**Objective:**
Everything in the data should be repeated exactly, save for the images.

**Data excerpt:**
::::::

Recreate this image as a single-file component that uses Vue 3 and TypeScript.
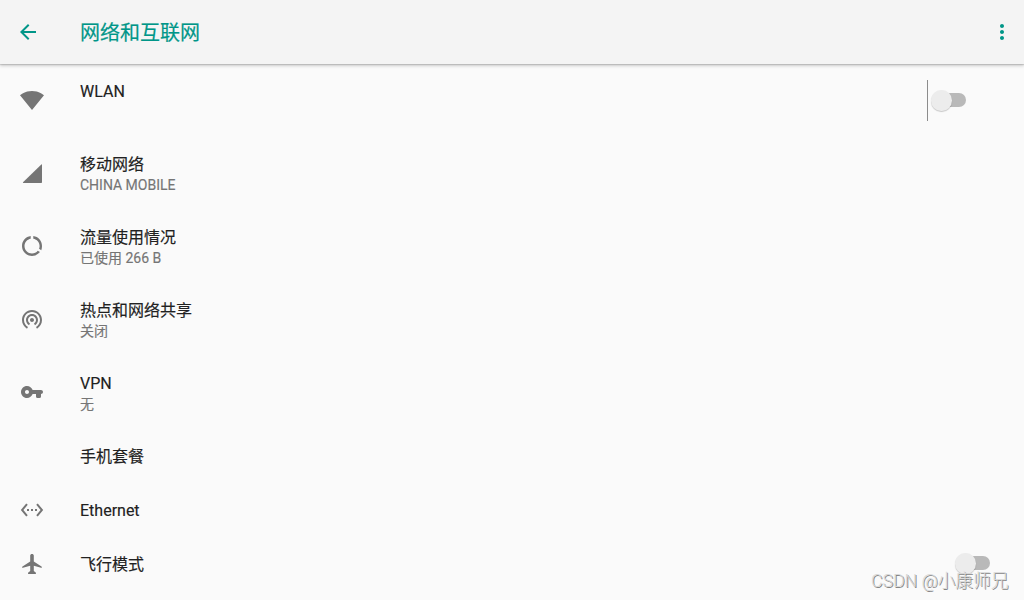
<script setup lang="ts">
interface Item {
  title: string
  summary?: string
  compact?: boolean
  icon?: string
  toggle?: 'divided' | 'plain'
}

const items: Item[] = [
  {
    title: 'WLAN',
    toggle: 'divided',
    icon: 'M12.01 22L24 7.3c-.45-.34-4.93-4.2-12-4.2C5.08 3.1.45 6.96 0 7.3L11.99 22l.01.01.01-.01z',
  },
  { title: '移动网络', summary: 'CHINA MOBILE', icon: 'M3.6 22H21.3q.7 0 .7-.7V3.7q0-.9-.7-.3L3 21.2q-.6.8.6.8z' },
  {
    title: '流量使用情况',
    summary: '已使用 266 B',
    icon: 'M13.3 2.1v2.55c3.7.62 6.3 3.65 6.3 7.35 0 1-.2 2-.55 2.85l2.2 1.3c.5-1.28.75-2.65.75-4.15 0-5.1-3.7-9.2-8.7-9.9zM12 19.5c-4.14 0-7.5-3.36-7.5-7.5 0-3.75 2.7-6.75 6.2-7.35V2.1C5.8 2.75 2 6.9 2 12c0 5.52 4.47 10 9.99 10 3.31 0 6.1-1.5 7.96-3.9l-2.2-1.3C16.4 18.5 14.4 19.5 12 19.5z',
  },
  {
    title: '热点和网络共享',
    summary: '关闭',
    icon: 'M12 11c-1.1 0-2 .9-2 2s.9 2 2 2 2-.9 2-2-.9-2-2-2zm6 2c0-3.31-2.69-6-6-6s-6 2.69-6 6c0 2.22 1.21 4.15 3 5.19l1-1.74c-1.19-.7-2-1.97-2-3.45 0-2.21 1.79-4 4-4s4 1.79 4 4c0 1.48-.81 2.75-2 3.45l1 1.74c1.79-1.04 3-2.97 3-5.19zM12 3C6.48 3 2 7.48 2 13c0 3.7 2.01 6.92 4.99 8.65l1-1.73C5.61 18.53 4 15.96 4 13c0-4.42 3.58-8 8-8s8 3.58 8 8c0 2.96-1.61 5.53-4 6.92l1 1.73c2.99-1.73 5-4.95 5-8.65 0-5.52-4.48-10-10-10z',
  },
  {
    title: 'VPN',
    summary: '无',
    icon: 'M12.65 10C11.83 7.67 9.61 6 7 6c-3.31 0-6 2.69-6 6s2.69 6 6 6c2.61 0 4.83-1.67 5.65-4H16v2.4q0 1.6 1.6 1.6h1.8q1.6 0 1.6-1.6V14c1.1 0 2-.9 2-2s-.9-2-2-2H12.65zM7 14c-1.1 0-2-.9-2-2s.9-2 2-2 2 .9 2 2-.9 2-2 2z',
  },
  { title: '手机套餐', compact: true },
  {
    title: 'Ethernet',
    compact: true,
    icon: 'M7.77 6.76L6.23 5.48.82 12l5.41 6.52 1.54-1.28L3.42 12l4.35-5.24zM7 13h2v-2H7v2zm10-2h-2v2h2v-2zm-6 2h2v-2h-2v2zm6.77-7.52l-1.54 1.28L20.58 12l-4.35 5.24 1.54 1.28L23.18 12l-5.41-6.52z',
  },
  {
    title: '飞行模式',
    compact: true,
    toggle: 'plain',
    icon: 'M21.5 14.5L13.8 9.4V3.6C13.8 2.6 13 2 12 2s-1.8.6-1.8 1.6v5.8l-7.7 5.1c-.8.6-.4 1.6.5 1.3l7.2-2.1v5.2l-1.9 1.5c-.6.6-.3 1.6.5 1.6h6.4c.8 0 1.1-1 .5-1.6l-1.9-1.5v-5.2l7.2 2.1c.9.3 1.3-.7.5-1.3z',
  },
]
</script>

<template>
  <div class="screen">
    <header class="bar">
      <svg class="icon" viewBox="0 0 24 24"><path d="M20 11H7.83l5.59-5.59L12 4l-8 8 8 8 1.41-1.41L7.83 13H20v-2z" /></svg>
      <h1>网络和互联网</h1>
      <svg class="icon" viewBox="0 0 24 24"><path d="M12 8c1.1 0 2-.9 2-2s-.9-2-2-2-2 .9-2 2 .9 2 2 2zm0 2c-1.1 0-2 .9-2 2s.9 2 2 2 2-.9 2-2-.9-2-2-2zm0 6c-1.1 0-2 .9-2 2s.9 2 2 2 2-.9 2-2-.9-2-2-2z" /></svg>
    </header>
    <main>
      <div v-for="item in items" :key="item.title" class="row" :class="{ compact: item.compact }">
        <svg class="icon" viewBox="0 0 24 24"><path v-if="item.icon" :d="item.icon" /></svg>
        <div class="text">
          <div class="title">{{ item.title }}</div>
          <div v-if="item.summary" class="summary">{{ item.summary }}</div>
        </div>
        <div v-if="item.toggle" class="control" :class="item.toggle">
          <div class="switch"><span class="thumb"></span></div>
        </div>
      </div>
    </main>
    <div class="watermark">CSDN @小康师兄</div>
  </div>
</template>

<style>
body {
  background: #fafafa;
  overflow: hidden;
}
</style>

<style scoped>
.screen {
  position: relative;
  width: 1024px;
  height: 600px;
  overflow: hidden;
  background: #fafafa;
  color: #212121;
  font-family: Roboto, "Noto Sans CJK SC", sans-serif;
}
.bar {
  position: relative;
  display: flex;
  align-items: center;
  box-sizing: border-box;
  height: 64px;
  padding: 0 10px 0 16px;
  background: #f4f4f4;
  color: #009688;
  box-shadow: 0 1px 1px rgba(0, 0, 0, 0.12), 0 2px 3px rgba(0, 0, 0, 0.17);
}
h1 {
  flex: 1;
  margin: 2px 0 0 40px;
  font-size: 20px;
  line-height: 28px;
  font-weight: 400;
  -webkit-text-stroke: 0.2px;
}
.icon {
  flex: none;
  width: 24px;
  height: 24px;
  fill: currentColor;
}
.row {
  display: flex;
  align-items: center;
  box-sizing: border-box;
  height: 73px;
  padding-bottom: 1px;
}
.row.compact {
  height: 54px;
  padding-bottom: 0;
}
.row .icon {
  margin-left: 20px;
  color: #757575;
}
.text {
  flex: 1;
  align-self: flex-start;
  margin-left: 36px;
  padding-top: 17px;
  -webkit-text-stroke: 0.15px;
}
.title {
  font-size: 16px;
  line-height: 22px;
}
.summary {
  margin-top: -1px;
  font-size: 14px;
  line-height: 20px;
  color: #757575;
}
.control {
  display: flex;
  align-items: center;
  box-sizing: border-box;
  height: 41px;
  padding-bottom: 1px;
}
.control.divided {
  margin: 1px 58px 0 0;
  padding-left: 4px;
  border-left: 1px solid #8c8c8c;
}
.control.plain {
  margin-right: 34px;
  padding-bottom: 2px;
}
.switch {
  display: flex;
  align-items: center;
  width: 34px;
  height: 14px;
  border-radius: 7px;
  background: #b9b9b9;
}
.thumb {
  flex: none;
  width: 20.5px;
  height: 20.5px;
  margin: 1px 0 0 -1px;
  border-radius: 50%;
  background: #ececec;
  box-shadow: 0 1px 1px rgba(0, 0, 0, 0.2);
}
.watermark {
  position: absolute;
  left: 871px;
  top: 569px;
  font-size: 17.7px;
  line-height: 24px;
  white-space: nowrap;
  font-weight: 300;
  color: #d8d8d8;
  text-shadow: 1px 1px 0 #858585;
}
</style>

::::::

**Task result:**
Recreate this image as a single-file component that uses Vue 3 and TypeScript.
<script setup lang="ts">
interface Item {
  title: string
  summary?: string
  compact?: boolean
  icon?: string
  toggle?: 'divided' | 'plain'
}

const items: Item[] = [
  {
    title: 'WLAN',
    toggle: 'divided',
    icon: 'M12.01 22L24 7.3c-.45-.34-4.93-4.2-12-4.2C5.08 3.1.45 6.96 0 7.3L11.99 22l.01.01.01-.01z',
  },
  { title: '移动网络', summary: 'CHINA MOBILE', icon: 'M3.6 22H21.3q.7 0 .7-.7V3.7q0-.9-.7-.3L3 21.2q-.6.8.6.8z' },
  {
    title: '流量使用情况',
    summary: '已使用 266 B',
    icon: 'M13.3 2.1v2.55c3.7.62 6.3 3.65 6.3 7.35 0 1-.2 2-.55 2.85l2.2 1.3c.5-1.28.75-2.65.75-4.15 0-5.1-3.7-9.2-8.7-9.9zM12 19.5c-4.14 0-7.5-3.36-7.5-7.5 0-3.75 2.7-6.75 6.2-7.35V2.1C5.8 2.75 2 6.9 2 12c0 5.52 4.47 10 9.99 10 3.31 0 6.1-1.5 7.96-3.9l-2.2-1.3C16.4 18.5 14.4 19.5 12 19.5z',
  },
  {
    title: '热点和网络共享',
    summary: '关闭',
    icon: 'M12 11c-1.1 0-2 .9-2 2s.9 2 2 2 2-.9 2-2-.9-2-2-2zm6 2c0-3.31-2.69-6-6-6s-6 2.69-6 6c0 2.22 1.21 4.15 3 5.19l1-1.74c-1.19-.7-2-1.97-2-3.45 0-2.21 1.79-4 4-4s4 1.79 4 4c0 1.48-.81 2.75-2 3.45l1 1.74c1.79-1.04 3-2.97 3-5.19zM12 3C6.48 3 2 7.48 2 13c0 3.7 2.01 6.92 4.99 8.65l1-1.73C5.61 18.53 4 15.96 4 13c0-4.42 3.58-8 8-8s8 3.58 8 8c0 2.96-1.61 5.53-4 6.92l1 1.73c2.99-1.73 5-4.95 5-8.65 0-5.52-4.48-10-10-10z',
  },
  {
    title: 'VPN',
    summary: '无',
    icon: 'M12.65 10C11.83 7.67 9.61 6 7 6c-3.31 0-6 2.69-6 6s2.69 6 6 6c2.61 0 4.83-1.67 5.65-4H16v2.4q0 1.6 1.6 1.6h1.8q1.6 0 1.6-1.6V14c1.1 0 2-.9 2-2s-.9-2-2-2H12.65zM7 14c-1.1 0-2-.9-2-2s.9-2 2-2 2 .9 2 2-.9 2-2 2z',
  },
  { title: '手机套餐', compact: true },
  {
    title: 'Ethernet',
    compact: true,
    icon: 'M7.77 6.76L6.23 5.48.82 12l5.41 6.52 1.54-1.28L3.42 12l4.35-5.24zM7 13h2v-2H7v2zm10-2h-2v2h2v-2zm-6 2h2v-2h-2v2zm6.77-7.52l-1.54 1.28L20.58 12l-4.35 5.24 1.54 1.28L23.18 12l-5.41-6.52z',
  },
  {
    title: '飞行模式',
    compact: true,
    toggle: 'plain',
    icon: 'M21.5 14.5L13.8 9.4V3.6C13.8 2.6 13 2 12 2s-1.8.6-1.8 1.6v5.8l-7.7 5.1c-.8.6-.4 1.6.5 1.3l7.2-2.1v5.2l-1.9 1.5c-.6.6-.3 1.6.5 1.6h6.4c.8 0 1.1-1 .5-1.6l-1.9-1.5v-5.2l7.2 2.1c.9.3 1.3-.7.5-1.3z',
  },
]
</script>

<template>
  <div class="screen">
    <header class="bar">
      <svg class="icon" viewBox="0 0 24 24"><path d="M20 11H7.83l5.59-5.59L12 4l-8 8 8 8 1.41-1.41L7.83 13H20v-2z" /></svg>
      <h1>网络和互联网</h1>
      <svg class="icon" viewBox="0 0 24 24"><path d="M12 8c1.1 0 2-.9 2-2s-.9-2-2-2-2 .9-2 2 .9 2 2 2zm0 2c-1.1 0-2 .9-2 2s.9 2 2 2 2-.9 2-2-.9-2-2-2zm0 6c-1.1 0-2 .9-2 2s.9 2 2 2 2-.9 2-2-.9-2-2-2z" /></svg>
    </header>
    <main>
      <div v-for="item in items" :key="item.title" class="row" :class="{ compact: item.compact }">
        <svg class="icon" viewBox="0 0 24 24"><path v-if="item.icon" :d="item.icon" /></svg>
        <div class="text">
          <div class="title">{{ item.title }}</div>
          <div v-if="item.summary" class="summary">{{ item.summary }}</div>
        </div>
        <div v-if="item.toggle" class="control" :class="item.toggle">
          <div class="switch"><span class="thumb"></span></div>
        </div>
      </div>
    </main>
    <div class="watermark">CSDN @小康师兄</div>
  </div>
</template>

<style>
body {
  background: #fafafa;
  overflow: hidden;
}
</style>

<style scoped>
.screen {
  position: relative;
  width: 1024px;
  height: 600px;
  overflow: hidden;
  background: #fafafa;
  color: #212121;
  font-family: Roboto, "Noto Sans CJK SC", sans-serif;
}
.bar {
  position: relative;
  display: flex;
  align-items: center;
  box-sizing: border-box;
  height: 64px;
  padding: 0 10px 0 16px;
  background: #f4f4f4;
  color: #009688;
  box-shadow: 0 1px 1px rgba(0, 0, 0, 0.12), 0 2px 3px rgba(0, 0, 0, 0.17);
}
h1 {
  flex: 1;
  margin: 2px 0 0 40px;
  font-size: 20px;
  line-height: 28px;
  font-weight: 400;
  -webkit-text-stroke: 0.2px;
}
.icon {
  flex: none;
  width: 24px;
  height: 24px;
  fill: currentColor;
}
.row {
  display: flex;
  align-items: center;
  box-sizing: border-box;
  height: 73px;
  padding-bottom: 1px;
}
.row.compact {
  height: 54px;
  padding-bottom: 0;
}
.row .icon {
  margin-left: 20px;
  color: #757575;
}
.text {
  flex: 1;
  align-self: flex-start;
  margin-left: 36px;
  padding-top: 17px;
  -webkit-text-stroke: 0.15px;
}
.title {
  font-size: 16px;
  line-height: 22px;
}
.summary {
  margin-top: -1px;
  font-size: 14px;
  line-height: 20px;
  color: #757575;
}
.control {
  display: flex;
  align-items: center;
  box-sizing: border-box;
  height: 41px;
  padding-bottom: 1px;
}
.control.divided {
  margin: 1px 58px 0 0;
  padding-left: 4px;
  border-left: 1px solid #8c8c8c;
}
.control.plain {
  margin-right: 34px;
  padding-bottom: 2px;
}
.switch {
  display: flex;
  align-items: center;
  width: 34px;
  height: 14px;
  border-radius: 7px;
  background: #b9b9b9;
}
.thumb {
  flex: none;
  width: 20.5px;
  height: 20.5px;
  margin: 1px 0 0 -1px;
  border-radius: 50%;
  background: #ececec;
  box-shadow: 0 1px 1px rgba(0, 0, 0, 0.2);
}
.watermark {
  position: absolute;
  left: 871px;
  top: 569px;
  font-size: 17.7px;
  line-height: 24px;
  white-space: nowrap;
  font-weight: 300;
  color: #d8d8d8;
  text-shadow: 1px 1px 0 #858585;
}
</style>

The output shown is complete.